The Transparency Problem

The part that should bother you isn’t that companies do this. It’s that they’ve built entire layers of plausible deniability around it.

When your app is slow, the company’s status page says “investigating elevated error rates.” The PR response talks about “unexpectedly high demand.” The engineering blog post published three days later describes it as a “cascading infrastructure event.” None of these are technically lies. None of them are the full truth either.

Engineers working inside these companies know the difference between an unplanned outage and a planned capacity ceiling being reached. But those engineers are rarely the ones writing the status updates. There’s an entire communications layer specifically designed to translate deliberate policy decisions into the language of technical misfortune.

This is worth comparing to how tech companies build features they never launch on purpose. The internal logic is always rational. The external presentation is always carefully managed. The gap between those two things is where most of the interesting business strategy actually lives.

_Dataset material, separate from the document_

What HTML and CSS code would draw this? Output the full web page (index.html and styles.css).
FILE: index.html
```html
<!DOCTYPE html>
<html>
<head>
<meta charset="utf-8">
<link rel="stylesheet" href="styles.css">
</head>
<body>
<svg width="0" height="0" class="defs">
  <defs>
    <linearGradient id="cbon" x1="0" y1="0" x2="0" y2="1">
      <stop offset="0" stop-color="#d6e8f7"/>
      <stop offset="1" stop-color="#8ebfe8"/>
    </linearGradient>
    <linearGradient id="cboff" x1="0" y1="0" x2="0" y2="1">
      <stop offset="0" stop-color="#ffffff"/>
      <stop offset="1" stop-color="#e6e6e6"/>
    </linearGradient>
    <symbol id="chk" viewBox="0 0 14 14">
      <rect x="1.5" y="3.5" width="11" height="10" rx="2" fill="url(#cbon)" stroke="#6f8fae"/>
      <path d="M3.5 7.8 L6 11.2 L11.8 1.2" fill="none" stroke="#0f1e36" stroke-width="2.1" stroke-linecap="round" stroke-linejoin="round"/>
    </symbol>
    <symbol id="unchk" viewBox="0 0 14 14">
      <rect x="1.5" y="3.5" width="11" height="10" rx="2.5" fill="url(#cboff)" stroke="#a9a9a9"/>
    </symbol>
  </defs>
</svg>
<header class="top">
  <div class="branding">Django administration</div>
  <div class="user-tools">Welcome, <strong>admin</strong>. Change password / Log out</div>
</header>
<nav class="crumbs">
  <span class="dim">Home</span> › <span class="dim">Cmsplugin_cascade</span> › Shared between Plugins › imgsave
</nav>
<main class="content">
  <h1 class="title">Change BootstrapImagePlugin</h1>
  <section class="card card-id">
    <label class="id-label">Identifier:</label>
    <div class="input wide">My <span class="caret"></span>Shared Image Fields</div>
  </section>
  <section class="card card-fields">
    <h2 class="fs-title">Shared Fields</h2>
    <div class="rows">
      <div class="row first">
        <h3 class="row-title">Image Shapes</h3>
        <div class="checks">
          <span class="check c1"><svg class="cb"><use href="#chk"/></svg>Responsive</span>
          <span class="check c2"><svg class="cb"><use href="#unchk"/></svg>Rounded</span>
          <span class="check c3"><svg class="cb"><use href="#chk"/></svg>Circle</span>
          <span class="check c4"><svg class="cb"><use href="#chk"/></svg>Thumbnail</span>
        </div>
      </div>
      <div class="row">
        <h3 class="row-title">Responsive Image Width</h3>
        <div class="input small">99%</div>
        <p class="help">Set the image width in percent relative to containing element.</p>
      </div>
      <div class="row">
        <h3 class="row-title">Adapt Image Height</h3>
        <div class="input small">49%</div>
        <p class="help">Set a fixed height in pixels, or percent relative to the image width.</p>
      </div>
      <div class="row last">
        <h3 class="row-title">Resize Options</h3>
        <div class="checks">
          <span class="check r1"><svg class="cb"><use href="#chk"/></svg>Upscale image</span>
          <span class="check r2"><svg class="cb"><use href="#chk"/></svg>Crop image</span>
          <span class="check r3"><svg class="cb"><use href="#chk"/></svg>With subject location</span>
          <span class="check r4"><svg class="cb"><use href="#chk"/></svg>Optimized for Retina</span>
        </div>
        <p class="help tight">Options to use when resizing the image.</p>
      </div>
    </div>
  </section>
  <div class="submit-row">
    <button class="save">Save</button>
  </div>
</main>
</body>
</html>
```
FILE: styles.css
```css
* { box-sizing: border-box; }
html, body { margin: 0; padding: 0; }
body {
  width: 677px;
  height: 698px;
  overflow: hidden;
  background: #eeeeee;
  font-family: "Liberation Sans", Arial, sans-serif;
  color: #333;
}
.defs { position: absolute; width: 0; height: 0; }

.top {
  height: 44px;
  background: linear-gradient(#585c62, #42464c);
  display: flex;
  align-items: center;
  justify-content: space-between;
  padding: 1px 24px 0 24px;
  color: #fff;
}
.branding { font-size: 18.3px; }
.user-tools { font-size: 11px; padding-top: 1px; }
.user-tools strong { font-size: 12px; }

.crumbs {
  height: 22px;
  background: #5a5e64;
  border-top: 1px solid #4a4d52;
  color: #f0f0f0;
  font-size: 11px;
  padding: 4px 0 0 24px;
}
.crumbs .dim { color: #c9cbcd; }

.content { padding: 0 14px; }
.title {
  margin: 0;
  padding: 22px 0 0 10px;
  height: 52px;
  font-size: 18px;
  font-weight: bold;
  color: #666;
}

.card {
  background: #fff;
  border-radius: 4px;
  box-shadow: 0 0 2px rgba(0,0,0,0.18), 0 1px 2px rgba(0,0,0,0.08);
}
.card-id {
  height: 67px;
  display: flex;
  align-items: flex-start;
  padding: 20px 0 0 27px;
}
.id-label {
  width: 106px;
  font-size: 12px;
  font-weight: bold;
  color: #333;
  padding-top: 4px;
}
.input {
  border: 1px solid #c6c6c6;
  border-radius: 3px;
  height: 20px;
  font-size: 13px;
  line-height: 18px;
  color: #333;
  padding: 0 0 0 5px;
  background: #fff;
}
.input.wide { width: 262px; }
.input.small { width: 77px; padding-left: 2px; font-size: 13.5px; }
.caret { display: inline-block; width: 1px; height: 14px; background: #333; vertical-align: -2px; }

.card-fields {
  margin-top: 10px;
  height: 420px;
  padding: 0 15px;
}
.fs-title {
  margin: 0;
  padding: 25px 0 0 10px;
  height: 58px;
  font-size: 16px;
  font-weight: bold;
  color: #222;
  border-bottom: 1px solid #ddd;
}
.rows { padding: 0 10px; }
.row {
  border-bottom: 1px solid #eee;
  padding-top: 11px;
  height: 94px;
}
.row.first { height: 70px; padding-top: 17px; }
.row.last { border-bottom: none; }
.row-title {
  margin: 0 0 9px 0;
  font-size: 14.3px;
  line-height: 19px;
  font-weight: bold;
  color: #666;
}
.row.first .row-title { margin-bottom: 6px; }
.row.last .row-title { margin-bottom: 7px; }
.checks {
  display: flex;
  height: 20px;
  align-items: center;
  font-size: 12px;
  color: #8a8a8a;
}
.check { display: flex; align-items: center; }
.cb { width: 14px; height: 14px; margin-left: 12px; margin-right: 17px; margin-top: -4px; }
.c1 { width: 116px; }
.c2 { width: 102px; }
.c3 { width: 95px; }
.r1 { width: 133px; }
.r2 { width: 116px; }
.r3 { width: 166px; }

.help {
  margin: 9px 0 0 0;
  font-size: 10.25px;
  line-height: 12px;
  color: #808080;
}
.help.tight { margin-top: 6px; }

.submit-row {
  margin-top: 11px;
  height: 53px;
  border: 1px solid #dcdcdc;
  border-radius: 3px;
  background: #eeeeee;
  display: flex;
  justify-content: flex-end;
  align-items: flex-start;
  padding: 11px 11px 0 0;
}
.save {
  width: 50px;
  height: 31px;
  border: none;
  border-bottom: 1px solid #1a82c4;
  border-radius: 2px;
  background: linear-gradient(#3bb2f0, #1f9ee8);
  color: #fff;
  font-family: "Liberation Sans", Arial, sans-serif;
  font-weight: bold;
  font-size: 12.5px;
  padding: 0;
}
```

What This Means If You’re Building Something

If you’re an engineer or founder reading this, the lesson isn’t that demand shaping is evil. The lesson is that it needs to be designed intentionally, not stumbled into reactively.

The companies that handle this well do three things. First, they architect their tiering system before they need it, not after the first traffic spike leaves users furious. Second, they’re honest internally about what’s a capacity decision versus what’s an infrastructure failure, even if they’re not fully transparent externally. Third, they use peak-hour performance data as a genuine product signal, not just an ops metric.

The companies that handle it badly are the ones where the engineering team thinks they’re optimizing for user experience while the business team is quietly using infrastructure limits as a conversion funnel, and nobody has had the conversation to reconcile those two things.

A spinning loading icon is never just a spinning loading icon. It’s a decision. The only question worth asking is whether anyone in the building made it on purpose.